Published online by Cambridge University Press: 09 January 2024
The creation of the English Pale as a means of improving the rule and defence of early Tudor Ireland was closely linked to the crown’s long-term reliance on successive earls of Kildare as governor. The success of this strategy reflected an effective concentration of public and private resources in this priority area and heartland of English rule. It combined the extensive landed possessions and manraed of a ruling magnate and the financial and military resources tradi¬tionally available to the Dublin government. In supervising the Pale’s rule and defence, experiments with alternative governors through the 1520s had shown that no other local magnate could convincingly step into Kildare’s shoes, and that entrusting the region to a governor and garrison from England would prove more expensive. Even after the 1534 rebellion, however, Henry VIII’s governing policy for Ireland remained deeply conservative. He sought to keep up the English Pale’s defences while identifying new sources of revenue, mainly from the church, with which to finance the upkeep of an English-born governor and garrison who, in the short term at least, were now necessary to replace Kildare. For the Tudor monarchy Ireland remained a low strategic priority, and after the revolt Henry VIII proved no more willing than before to contemplate Tudor rule there as an ongoing drain on his English resources.

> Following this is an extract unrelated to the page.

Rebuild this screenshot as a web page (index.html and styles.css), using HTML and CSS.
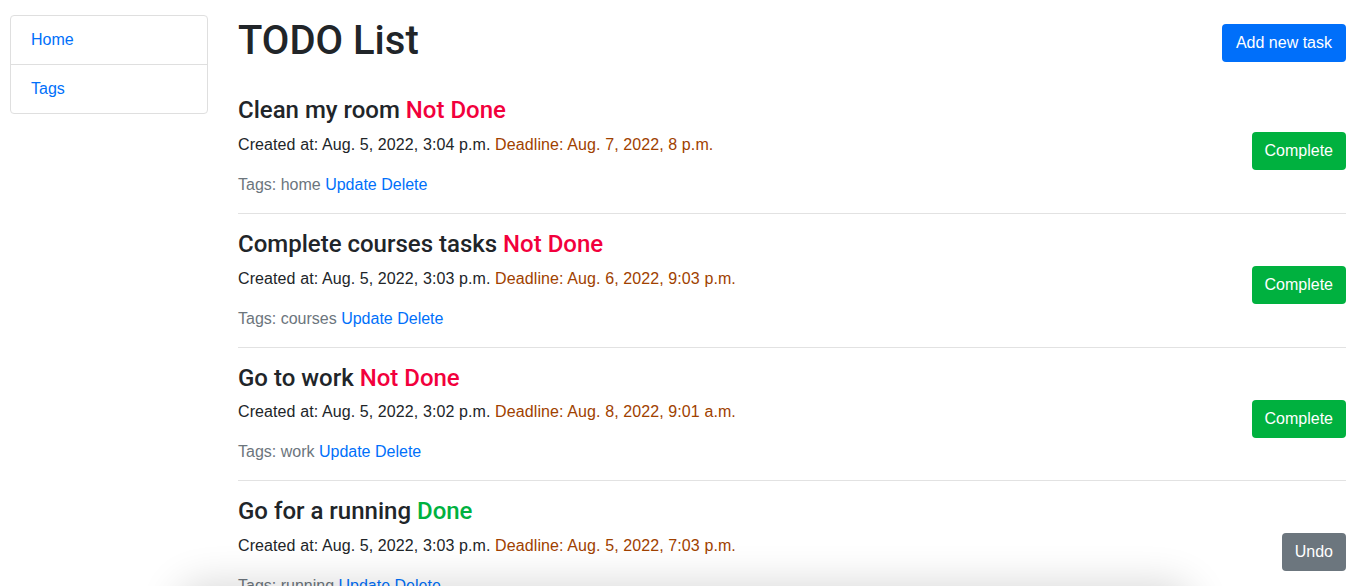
FILE: index.html
```html
<!DOCTYPE html>
<html lang="en">
<head>
<meta charset="utf-8">
<title>TODO List</title>
<link rel="stylesheet" href="styles.css">
</head>
<body>
<div class="page">
  <aside class="sidebar">
    <ul class="list-group">
      <li class="list-group-item"><a href="#">Home</a></li>
      <li class="list-group-item"><a href="#">Tags</a></li>
    </ul>
  </aside>
  <main class="main">
    <div class="header">
      <h1>TODO List</h1>
      <a href="#" class="btn btn-primary btn-add">Add new task</a>
    </div>

    <div class="task">
      <div class="task-body">
        <h4 class="task-title">Clean my room <span class="status-not">Not Done</span></h4>
        <p class="meta">Created at: Aug. 5, 2022, 3:04 p.m. <span class="deadline">Deadline: Aug. 7, 2022, 8 p.m.</span></p>
        <p class="tags">Tags: home <a href="#">Update</a> <a href="#">Delete</a></p>
      </div>
      <a href="#" class="btn btn-success task-btn">Complete</a>
    </div>
    <hr>

    <div class="task">
      <div class="task-body">
        <h4 class="task-title">Complete courses tasks <span class="status-not">Not Done</span></h4>
        <p class="meta">Created at: Aug. 5, 2022, 3:03 p.m. <span class="deadline">Deadline: Aug. 6, 2022, 9:03 p.m.</span></p>
        <p class="tags">Tags: courses <a href="#">Update</a> <a href="#">Delete</a></p>
      </div>
      <a href="#" class="btn btn-success task-btn">Complete</a>
    </div>
    <hr>

    <div class="task">
      <div class="task-body">
        <h4 class="task-title">Go to work <span class="status-not">Not Done</span></h4>
        <p class="meta">Created at: Aug. 5, 2022, 3:02 p.m. <span class="deadline">Deadline: Aug. 8, 2022, 9:01 a.m.</span></p>
        <p class="tags">Tags: work <a href="#">Update</a> <a href="#">Delete</a></p>
      </div>
      <a href="#" class="btn btn-success task-btn">Complete</a>
    </div>
    <hr>

    <div class="task">
      <div class="task-body">
        <h4 class="task-title">Go for a running <span class="status-done">Done</span></h4>
        <p class="meta">Created at: Aug. 5, 2022, 3:03 p.m. <span class="deadline">Deadline: Aug. 5, 2022, 7:03 p.m.</span></p>
        <p class="tags">Tags: running <a href="#">Update</a> <a href="#">Delete</a></p>
      </div>
      <a href="#" class="btn btn-secondary task-btn">Undo</a>
    </div>
    <hr>
  </main>
</div>
<div class="float-shadow"></div>
</body>
</html>
```
FILE: styles.css
```css
* { box-sizing: border-box; }

html, body {
  margin: 0;
  padding: 0;
  background: #fff;
}

body {
  font-family: "Liberation Sans", Arial, Helvetica, sans-serif;
  font-size: 16px;
  line-height: 1.5;
  color: #212529;
}

a {
  color: #0070fa;
  text-decoration: none;
}

.page {
  display: flex;
  align-items: flex-start;
  padding: 15px 11px 0 10px;
  gap: 30px;
}

.sidebar {
  width: 198px;
  flex: 0 0 198px;
}

.list-group {
  list-style: none;
  margin: 0;
  padding: 0;
  border: 1px solid #dfdfdf;
  border-radius: 4px;
}

.list-group-item {
  padding: 12px 20px;
  line-height: 24px;
}

.list-group-item + .list-group-item {
  border-top: 1px solid #dfdfdf;
}

.main {
  flex: 1;
  min-width: 0;
}

.header {
  display: flex;
  justify-content: space-between;
  align-items: flex-start;
  margin-bottom: 31px;
}

h1 {
  margin: 0;
  padding-top: 2px;
  font-family: Roboto, "Liberation Sans", Arial, sans-serif;
  font-size: 40px;
  font-weight: 500;
  line-height: 48px;
}

.btn {
  display: inline-block;
  padding: 6px 12px;
  font-size: 16px;
  line-height: 24px;
  border-radius: 4px;
  color: #fff;
  border: 1px solid transparent;
}

.btn-add { margin-top: 9px; padding: 6px 13px; }

.btn-primary { background: #006ffa; }
.btn-success { background: #00b13f; }
.btn-secondary { background: #6c767e; }

.task {
  display: flex;
  justify-content: space-between;
  align-items: flex-start;
}

.task-title {
  margin: 0 0 8px;
  font-family: Roboto, "Liberation Sans", Arial, sans-serif;
  font-size: 24px;
  font-weight: 500;
  line-height: 28.8px;
}

.status-not { color: #f2003c; }
.status-done { color: #00b13f; }

.meta {
  margin: 0 0 16px;
  letter-spacing: 0.1px;
}

.deadline { color: #a04100; }

.tags {
  margin: 0;
  color: #6c757d;
}

.task-btn {
  margin-top: 36px;
}

hr {
  margin: 16px 0;
  border: 0;
  border-top: 1px solid #e2e2e2;
}

.float-shadow {
  position: fixed;
  left: 190px;
  width: 990px;
  top: 596px;
  height: 60px;
  border-radius: 12px;
  background: #fff;
  box-shadow: 0 0 40px 12px rgba(0, 0, 0, 0.16);
}
```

Very quickly, the conduct of the king’s Irish government developed into a battle of wills between Henry and his advisers in Ireland. The king continued to insist that Ireland should be governed from its own resources; he clung to the English Pale as a minimalist but viable focus of English rule; and he rejected on grounds of cost all recommendations for a more expansive strategy. Irish officials kept up a continual lobby of proposals – in the form of so-called Tudor reform treatises – for the reduction of Ireland to obedience and good order: these would continue until the completion of the Tudor conquest. The English Pale, as the heartland of English rule in Ireland, remained the springboard for many of these proposals. Irish officials knew the country; but the king held the purse-strings and determined priorities.
The description of the Dublin region as ‘the English Pale’ signalled its development as a distinct region of the Tudor state.